With this edition, I have showed how to spatchcock the chicken in picture format as well as video. I have also included information on cooking this chicken in the Weber Smoky Mountain 22.5 as well as in the Bradley 4-Rack Digital Smoker.

These smoking units are two of my favorites, are a joy to use and I thought it would be nice to showcase both smokers.

What You'll Need

  • 1 whole chicken (1 chicken per 3-4 eaters)
  • Jeff's rub recipe
  • Pair of Kitchen Shears

How to Remove the Backbone (spatchcock)

Remove the chicken from the package and rinse well under cold water. Place the chicken breast side down with the legs facing away from you.

Place chicken breast side down with legs facing away from you

Using the kitchen shears cut just to one side of the backbone all the way from front to back. Then do the same thing on the other side from front to back. Stay right up next to the backbone cutting through the ribs, skin and meat. It does not have to be perfect;-)

Cut along both sides of the backbone with kitchen shears

Remove the backbone

Remove the backbone

Spread the chicken apart so you can see down into it and you will notice an “x” shaped piece of cartilage just about 3 inches from the front of the chicken.

Spread chicken apart

Here is it close up..

"X" shaped cartilage

Press a sharp knife down on the center of the “x” using the heel of your hand making a 1/4 inch deep cut. Just press down with even pressure until it “pops” and it will be good.

Cut into the "x"

The cut through the "x"

This cut reveals the keel bone which I like to remove. You don't have to but to me it makes it lay flatter on the grate.

Keel bone

Run your fingers along both sides of the keel bone to break the membrane away from the keel bone and once it is loose enough, simply pull up on it to remove.

Keel bone removed

Chicken spread flat with the keel bone removed

Here's a short video showing the whole process:

Seasoning the Chicken for Smoking

Seasoning up the chicken in this configuration is very easy. The chicken will already be lying spread open so just sprinkle a generous amount of my rub all over it then flip it over and do the same on the skin side.
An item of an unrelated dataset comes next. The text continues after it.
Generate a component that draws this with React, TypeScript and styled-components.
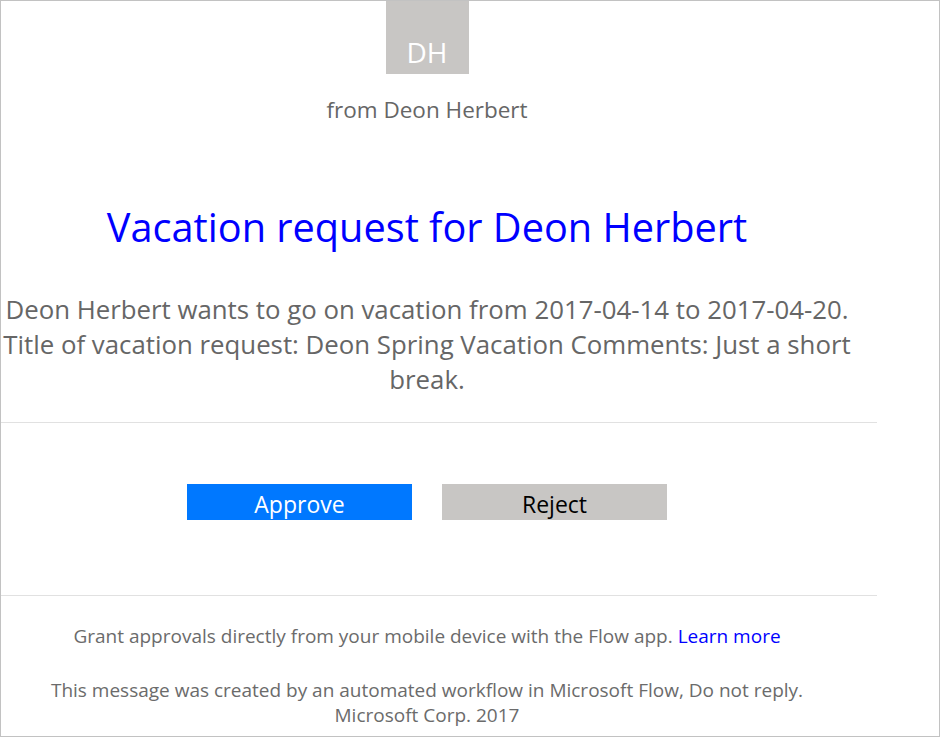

Apply rub to inside of chicken

Rub applied to outside of chicken

The bird is now ready to go on the smoker. At this point, just leave the bird on the cabinet for a few minutes and go get the smoker ready. If it's going to take more than 20-30 minutes for this operation, you may want to place the chicken in the fridge. You could also get the smoker ready before seasoning the chicken if it's going to take a long time.

I cooked (3) chicken using this method in order to get pictures and take the video. I also wanted to get a couple of samples on the cooking time.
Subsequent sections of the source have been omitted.